The Times, 16 July 2009

Notebook

The Greeks had a word for what happens when the unwashed masses rise up and collectively declare that they're mad as hell and they're not going to take it any more. They called it ochlocracy: mob rule.

And this week, the mob has given 118800, providers of the UK's first mobile phone directory service, a richly-deserved kick in the teeth. 118800 were offering to provide details of about 15 million phone numbers, which they had purchased from brokers and market research companies. That fact alone makes those of us who tick here not to receive details of special offers twitch uncontrollably. It's everything we suspected was happening: those companies who ask for our numbers so they can contact us to arrange delivery or update us on changes to our order are in fact keeping them in a vault (which they almost certainly lick for pleasure) and then selling them to the highest bidder.

As with compulsory ID cards, what started as an obsession for privacy nuts who sleep with foil wrapped round their heads has swiftly moved into the mainstream. So many of us have logged on to remove our numbers from 118800's list that their website has now been down for several days, and the directory service has been suspended.

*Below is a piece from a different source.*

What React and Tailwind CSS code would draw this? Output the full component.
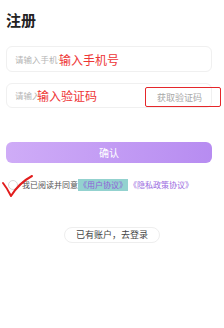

I find it impossible to greet this news with anything less than a triumphalist cackle of joy. Take that, market research companies. Mwah ha ha. You may buy and sell our details like the bottom-feeders you are, but in a fit of collective fury, spurred on by such unlikely anarchic broadcasts as the BBC's Working Lunch, we will thwart you.

What is especially interesting about this exercise of people power is that no-one seems to have seen it coming. Telephone directories have existed since 1878, and no-one has ever made a peep about privacy. But things have changed. Half of us are now ex-directory. We no longer want people to be able to find out our numbers or addresses. We want to keep these details private, and just give them to people we choose. And if that is true of our landline numbers, it is doubly, quadruply true of our mobiles.

Mobile phones aren't just communication devices, they're an extension of ourselves. We carry them on our persons, our friends use them to tell us of births, emergencies, deaths. They are where we can be reached at any time (except the theatre, and the cinema, unless we are evil). And we don't want to be cold-called on them, not now, and not ever. Not even by operators texting to see if we'd mind being contacted by someone who's asked for our numbers. If I wanted someone to have my phone number, I would give it to them. If I haven't, it's not because I overlooked you, it's because I don't want to talk to you.